I saw an 117 fly over at the time of the air show last year, but the air show at LRAFB was the first week this month.

Interesting. This site (Global Security) also says 15 B-52’s were lost. So does Wiki and this site, too…

Mother, there’s an airplane up in the sky . . .

One of my co-workers was an EWO (electronic warfare officer) on a Stratofortress. He really hated those long “alert” flights.

At the SAC museum, they have a training cockpit that you can sit in. I must have spent 10 minutes in there, twirling knobs, flicking switches, and pulling levers.

The wrinkles are the result of many, many pressurisation cycles.

The first link says 15 were lost overall in Linebacker 2
You second link says
"On December 26, 1972, the revised tactics came into play:…
The North Vietnamese air defense system, though still capable, was overwhelmed by the number of aircraft to track in a short period of time and a dense blanket of chaff that was laid down by Seventh Air Force fighter-bombers. Almost 950 SAMs had been fired previously, and the strain on the remaining inventory showed as only 68 were fired against the mission. Two of U-Tapao’s B-52s turned back for mechanical reasons but their cells continued the mission. As a consequence a B-52 in each cell was lost, including one that crashlanded at base, killing most of its crew.

On the next night 60 bombers flew the mission, with some attacking SAM sites. One B-52 was destroyed while attacking one of the sites, and a second damaged so heavily that its crew ejected over Laos, where they were rescued. Two further nights of missions were flown, each by 60 bombers, and were virtually unopposed."
First of new tactics 12/26 2 planes lost
12/27 1 plane lost
12/28-29 no planes lost.
According to this no bombers were lost on 12/29

Your third link gives no totals.

Believe me I was around in 1972. If 15 BUFFs had been lost on one day, it would have been front page news EVERYWHERE.

Were B-52’s dropping anything besides iron bombs in 1972? Carpet bombing seems a difficult way to take out a SAM site. I thought that Phantom wild weasels were taking on SAMS.

Wild weasels

:stuck_out_tongue: What planes? :wink:

Not really related, but in another thread on this board questioning the authenticity of a photo I tumbled across two photos and a video of a B-52 crashing at an airshow. The photos show what looks like someone ejecting out of the plane so I feel its safe to say that the video was amazing. Go to this link and about halfway down on the left they have more links that say B-52down. Go take a look if you’re interested.

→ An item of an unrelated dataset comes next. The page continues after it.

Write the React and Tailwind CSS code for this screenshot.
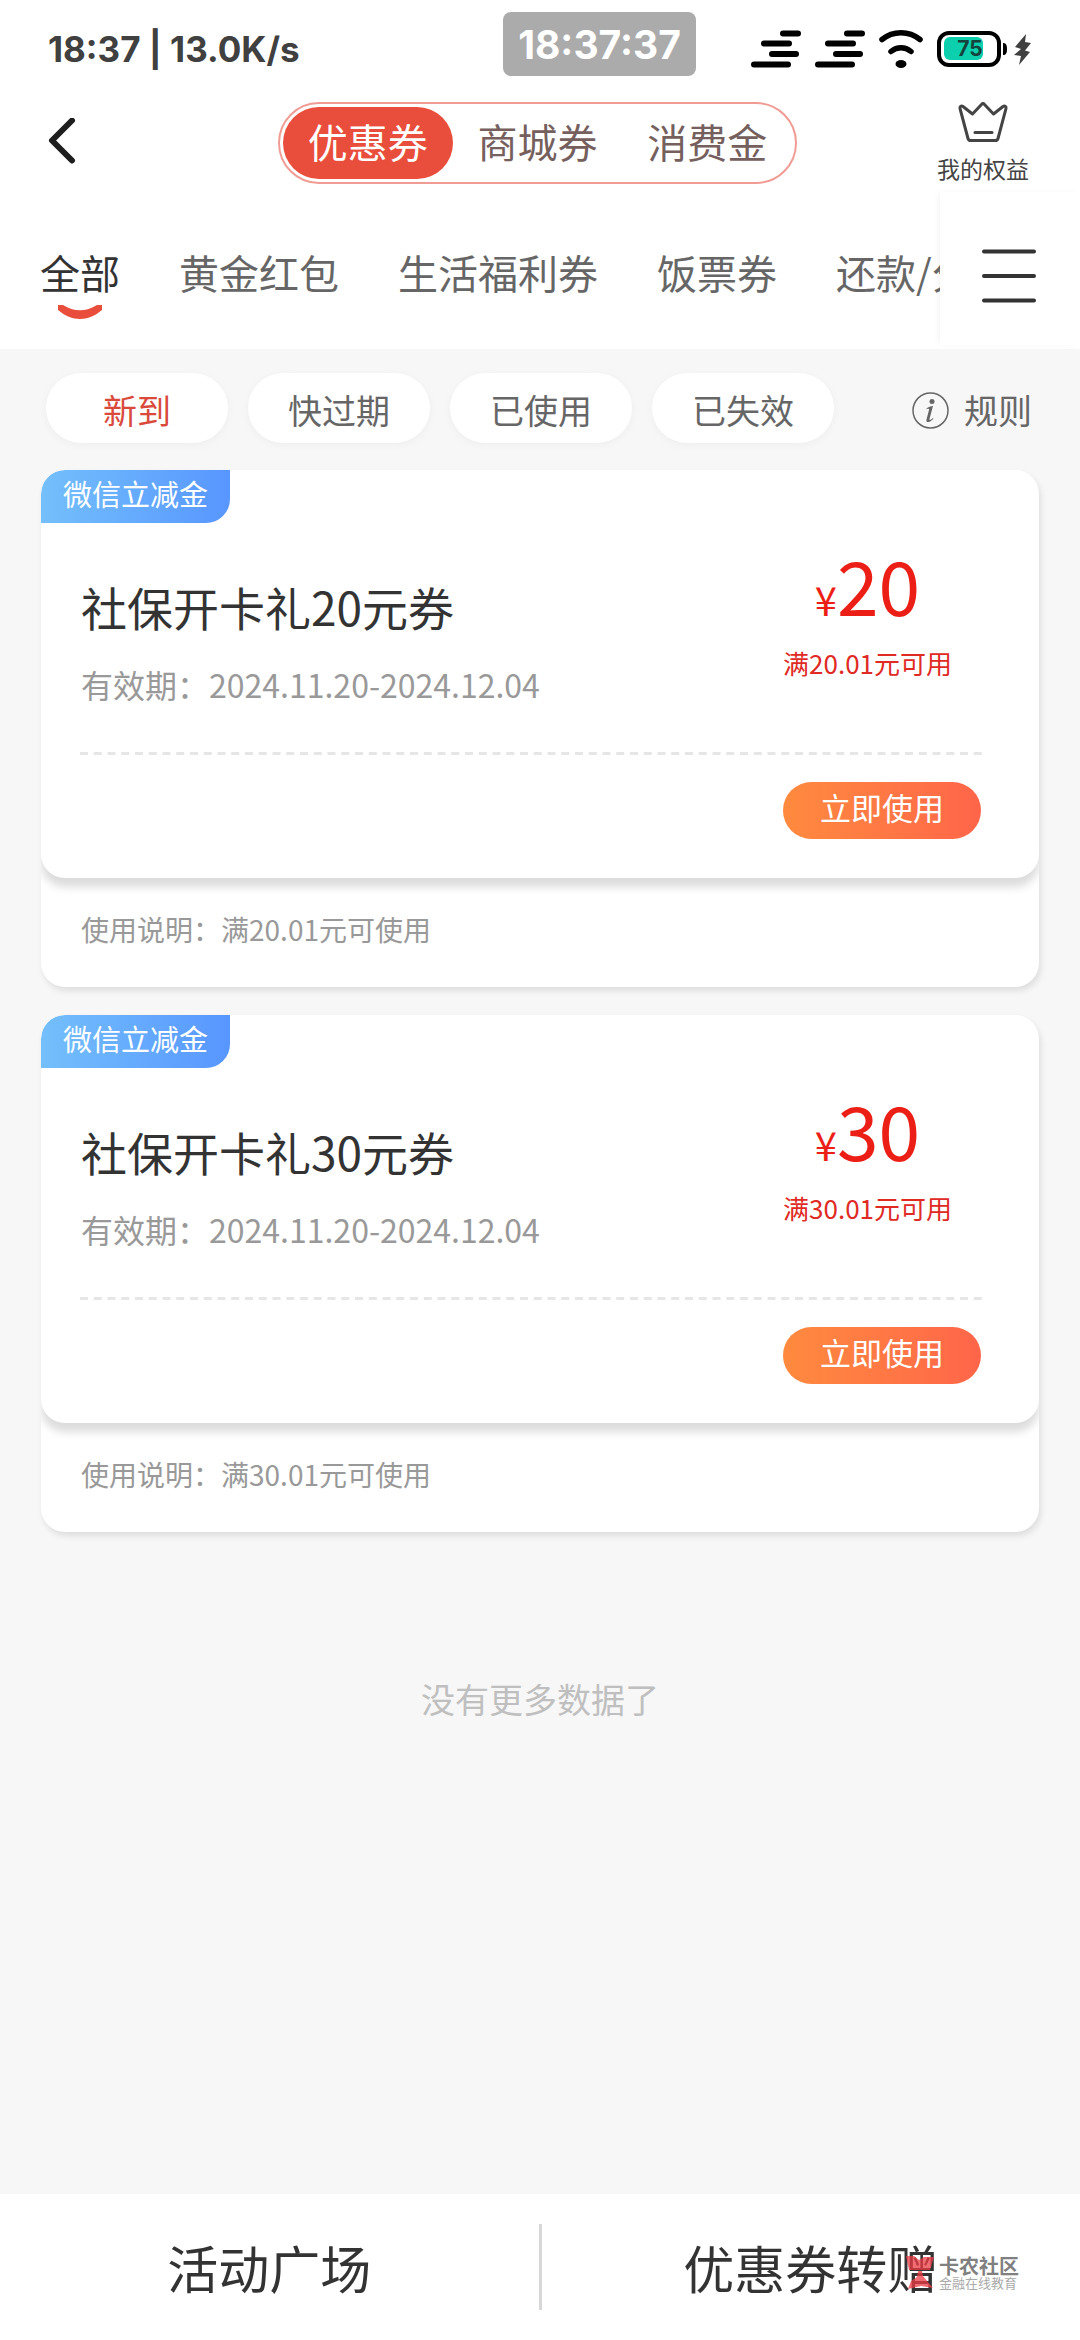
import React, { useState } from 'react';

const segments = ['优惠券', '商城券', '消费金'];
const categories = ['全部', '黄金红包', '生活福利券', '饭票券', '还款/分期'];
const filters = ['新到', '快过期', '已使用', '已失效'];

const coupons = [
    { id: 1, tag: '微信立减金', title: '社保开卡礼20元券', period: '2024.11.20-2024.12.04', amount: 20, limit: '满20.01元可用', note: '满20.01元可使用' },
    { id: 2, tag: '微信立减金', title: '社保开卡礼30元券', period: '2024.11.20-2024.12.04', amount: 30, limit: '满30.01元可用', note: '满30.01元可使用' },
];

function SignalIcon() {
    return (
        <svg className="w-[50px] h-[38px]" viewBox="0 0 50 38" stroke="#000" strokeWidth="6" strokeLinecap="round" aria-hidden="true">
            <path d="M32 3.5h15M13 13.5h25M21 24h24M3 34.5h34" />
        </svg>
    );
}

function WifiIcon() {
    return (
        <svg className="w-[44px] h-[38px]" viewBox="0 0 44 38" fill="none" stroke="#000" strokeWidth="5.5" strokeLinecap="round" aria-hidden="true">
            <path d="M3 9.500c11-9 27-9 38 0M12 21.500c6-5 14-5 20 0" />
            <ellipse cx="22" cy="34" rx="5.5" ry="4" fill="#000" stroke="none" />
        </svg>
    );
}

function BatteryIcon() {
    return (
        <svg className="w-[70px] h-[36px]" viewBox="0 0 70 36" aria-hidden="true">
            <rect x="2" y="2" width="60" height="32" rx="10" fill="#fff" stroke="#000" strokeWidth="4" />
            <rect x="7" y="6" width="39" height="23" rx="6" fill="#0ccfae" />
            <path d="M66 12c3 0 4 2 4 6s-1 6-4 6z" fill="#000" />
            <text x="33" y="25" textAnchor="middle" fontFamily="Inter, sans-serif" fontSize="21" fontWeight="700" fill="#14423c">75</text>
        </svg>
    );
}

function StatusBar() {
    return (
        <div className="relative flex h-[98px] items-center justify-between px-12 font-['Inter',sans-serif]">
            <span className="text-[35px] font-bold text-[#404040]">18:37 | 13.0K/s</span>
            <span className="absolute left-[503px] top-3 flex h-16 w-[193px] items-center justify-center rounded-lg bg-[#ababab] pt-0.5 text-[39px] font-bold text-white">
                18:37:37
            </span>
            <div className="flex items-center">
                <SignalIcon />
                <span className="ml-[14px] flex"><SignalIcon /></span>
                <span className="ml-[14px] flex"><WifiIcon /></span>
                <span className="ml-[14px] flex"><BatteryIcon /></span>
                <svg className="ml-[7px] h-[31px] w-[18px]" viewBox="0 0 18 31" fill="#404040" aria-hidden="true">
                    <path d="M12 0L1 13l6 2L0 21l7 1-2 9L16 18l-5-1.500L17 9l-6-1z" />
                </svg>
            </div>
        </div>
    );
}

function Header() {
    const [active, setActive] = useState(0);

    return (
        <header className="grid h-[90px] grid-cols-[1fr_auto_1fr] items-center pl-[46px] pr-[51px]">
            <button aria-label="返回" className="justify-self-start">
                <svg className="h-[50px] w-[32px]" viewBox="0 0 32 50" fill="none" stroke="#1e1e1e" strokeWidth="6" strokeLinecap="round" strokeLinejoin="round">
                    <path d="M26 2.500L6 22.500l20 20" />
                </svg>
            </button>
            <div className="flex h-[82px] w-[519px] rounded-full border-2 border-[#f09c94] p-[3px]">
                {segments.map((name, i) => (
                    <button
                        key={name}
                        onClick={() => setActive(i)}
                        className={`flex-1 rounded-full pb-1 text-[40px] leading-[64px] ${i === active ? 'bg-[#e94d3b] text-white' : 'text-[#75605d]'}`}
                    >
                        {name}
                    </button>
                ))}
            </div>
            <button className="flex flex-col items-center justify-self-end text-[#444]">
                <svg className="h-[42px] w-[52px]" viewBox="0 0 52 42" fill="none" stroke="#444" strokeWidth="3" strokeLinecap="round" strokeLinejoin="round" aria-hidden="true">
                    <path d="M11 37.500L3 7.500c-.5-2 1.500-3 3-2L15.500 13 24.500 3.500c1-1.200 2-1.200 3 0L36.500 13 46 5.500c1.500-1 3.500 0 3 2L41 37.500c-.4 1.400-1 2-2.500 2h-25c-1.500 0-2.100-.6-2.500-2z" />
                    <path d="M18 31.500h17" />
                </svg>
                <span className="mt-2 text-[23px] leading-[34px]">我的权益</span>
            </button>
        </header>
    );
}

function CategoryTabs() {
    const [active, setActive] = useState(0);

    return (
        <nav className="flex h-[161px]">
            <div className="flex flex-1 items-center gap-[59px] overflow-hidden pl-10 pt-[6px]">
                {categories.map((name, i) => (
                    <button
                        key={name}
                        onClick={() => setActive(i)}
                        className={`relative shrink-0 whitespace-nowrap text-[40px] leading-[66px] ${i === active ? 'text-[#333]' : 'text-[#666]'}`}
                    >
                        {name}
                        {i === active && (
                            <svg className="absolute left-1/2 top-full h-[14px] w-[44px] -translate-x-1/2" viewBox="0 0 44 14" fill="#e94d3b" aria-hidden="true">
                                <path d="M0 0h5c11 7 23 7 34 0h5v5C30 17 14 17 0 5z" />
                            </svg>
                        )}
                    </button>
                ))}
            </div>
            <div className="my-1 flex w-[140px] items-center justify-end pr-[43px] pt-3 shadow-[-3px_0_6px_-2px_rgba(0,0,0,0.06)]">
                <button aria-label="全部分类">
                    <svg className="h-[56px] w-[56px]" viewBox="0 0 56 56" stroke="#333" strokeWidth="4" strokeLinecap="round">
                        <path d="M3 4.500h50M3 29h50M3 53.500h50" />
                    </svg>
                </button>
            </div>
        </nav>
    );
}

function FilterRow() {
    const [active, setActive] = useState(0);

    return (
        <div className="flex items-center justify-between pb-[27px] pl-[46px] pr-12 pt-6">
            <div className="flex gap-5">
                {filters.map((name, i) => (
                    <button
                        key={name}
                        onClick={() => setActive(i)}
                        className={`h-[70px] w-[182px] rounded-full bg-white pt-1 text-[34px] leading-[66px] shadow-[0_2px_10px_rgba(0,0,0,0.04)] ${i === active ? 'text-[#d94a3c]' : 'text-[#666]'}`}
                    >
                        {name}
                    </button>
                ))}
            </div>
            <button className="flex items-center gap-[15px] pt-1 text-[34px] leading-[66px] text-[#666]">
                <svg className="h-[37px] w-[37px]" viewBox="0 0 37 37" aria-hidden="true">
                    <circle cx="18.5" cy="18.5" r="17.5" fill="none" stroke="#666" strokeWidth="1.5" />
                    <circle cx="20" cy="9.5" r="2.5" fill="#666" />
                    <path d="M14.500 16.500c2-1.500 4-2.500 6.500-2.500l-3.500 13c-.3 1.500.5 1.500 3.500-1l.5.7c-3 3.300-8 5.300-7 .8l2.500-9.500c.3-1.300-.5-1.500-2.200-.8z" fill="#666" />
                </svg>
                规则
            </button>
        </div>
    );
}

function CouponCard({ coupon }) {
    return (
        <article className="overflow-hidden rounded-[24px] bg-white shadow-[2px_4px_6px_rgba(0,0,0,0.1)]">
            <div className="h-[408px] overflow-hidden rounded-[24px] bg-white shadow-[0_9px_8px_0_rgba(0,0,0,0.14)]">
                <span className="block h-[53px] w-[189px] rounded-br-[24px] bg-linear-to-r from-[#74bffb] to-[#5896ff] pl-[22px] text-[29px] leading-[47px] text-white">
                    {coupon.tag}
                </span>
                <div className="flex items-start justify-between pl-10 pr-[87px] pt-[25px]">
                    <div className="pt-6">
                        <h2 className="text-[46px] leading-[68px] text-[#333]">{coupon.title}</h2>
                        <p className="pt-5 text-[32px] leading-[48px] text-[#999]">有效期：{coupon.period}</p>
                    </div>
                    <div className="flex flex-col items-center text-[#ec1f17]">
                        <p className="flex items-baseline">
                            <span className="text-[40px] leading-none">¥</span>
                            <span className="text-[75px] leading-[71px]">{coupon.amount}</span>
                        </p>
                        <p className="pt-6 text-[26px] leading-[40px] text-[#e02a24]">{coupon.limit}</p>
                    </div>
                </div>
                <svg className="ml-[39px] mt-11 block h-[3px] w-[902px]" aria-hidden="true">
                    <line x1="0" y1="1.5" x2="902" y2="1.5" stroke="#e6e6e6" strokeWidth="3" strokeDasharray="8 5.750" />
                </svg>
                <div className="flex justify-end pr-[58px] pt-[27px]">
                    <button className="h-[57px] w-[198px] rounded-full bg-linear-to-r from-[#ff8a3e] to-[#ff6549] pb-2 text-[31px] leading-[49px] text-white">
                        立即使用
                    </button>
                </div>
            </div>
            <p className="pb-[6px] pl-10 text-[28px] leading-[103px] text-[#999]">使用说明：{coupon.note}</p>
        </article>
    );
}

function Watermark() {
    return (
        <div className="pointer-events-none absolute bottom-[50px] right-[61px] flex items-center gap-1 text-[#808080]" aria-hidden="true">
            <svg className="h-[34px] w-[30px]" viewBox="0 0 30 34" fill="#ee3b46" fillOpacity="0.75">
                <path d="M1 0h8l5 4 5-3h10l-4 13H4zM13 15h4l1 5 10 12-12-2-13 3 3-8 6-4z" />
            </svg>
            <div>
                <p className="text-[20px] font-bold leading-[20px]">卡农社区</p>
                <p className="text-[13px] leading-[14px] text-[#aaa]">金融在线教育</p>
            </div>
        </div>
    );
}

function BottomBar() {
    return (
        <footer className="sticky bottom-0 flex h-[146px] items-center bg-white text-[51px] text-[#333]">
            <button className="flex-1">活动广场</button>
            <span className="h-[86px] w-[3px] bg-[#d8d8d8]" />
            <button className="flex-1">优惠券转赠</button>
            <Watermark />
        </footer>
    );
}

function App() {
    return (
        <div className="flex min-h-screen flex-col bg-[#f7f7f7] font-['Noto_Sans_CJK_SC',sans-serif]">
            <div className="bg-white">
                <StatusBar />
                <Header />
                <CategoryTabs />
            </div>
            <main className="flex-1">
                <FilterRow />
                <section className="flex flex-col gap-7 px-[41px]">
                    {coupons.map((c) => <CouponCard key={c.id} coupon={c} />)}
                </section>
                <p className="pt-[142px] text-center text-[34px] leading-[50px] text-[#bfbfbf]">没有更多数据了</p>
            </main>
            <BottomBar />
        </div>
    );
}

export default App;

The B-52 wing was set at a high angle of incidence relative to the centerline of the fuselage. This was necessary because the long, tandem layout of the landing gear prevented rotation on takeoff. The wing had to have adequate angle of attack to develop take-off lift without rotation of the fuselage.

That accounts for the relatively low-nose attitude on landing and takeoff.

The preliminary design tests of the tandem landing gear for the B-52 were done on a modified Martin B-26(G) because the G model also had a wing with a high angle of incidence.

That’s one hell of a bank for a BUF. No wonder it flew sorta like a brick.

I grew up in Midwest City OK and my dad, in his USAF days worked at Tinker. So I’ve seen plenty of B-52’s, various fighters and AWACS.

Oh, it’s real. The 1994 Fairchild AFB air show practice. The pilot was well known for pushing the B-52 hard… And violating as many regs doing it as he could.

This is the Wikipedia article about him. This was the best article I found on the crash… I really don’t like that the page is basically just a laundry list of all of the errors the pilot ever made. I really hope that if I ever crash, I don’t end up with an article like this. The only positive thing it says about him is “Many considered him to be the best B-52 pilot in the fleet.” All the rest is all negative.

Thank you for that update.

From wiki:
His actions between May 1991 and June 1994 would foreshadow the end of his life, as well as the lives of his three crew members, when the B-52 he was piloting crashed and burned during the rehearsal for an airshow.

Although seeing something like that with a plane so large is still amazing, I was saddened to learn that there were no survivors.

Bloody hell, the second picture has a strangely muted tagline about loosing altitude :eek:

Is that a crew member ejecting I can see above the tail fin?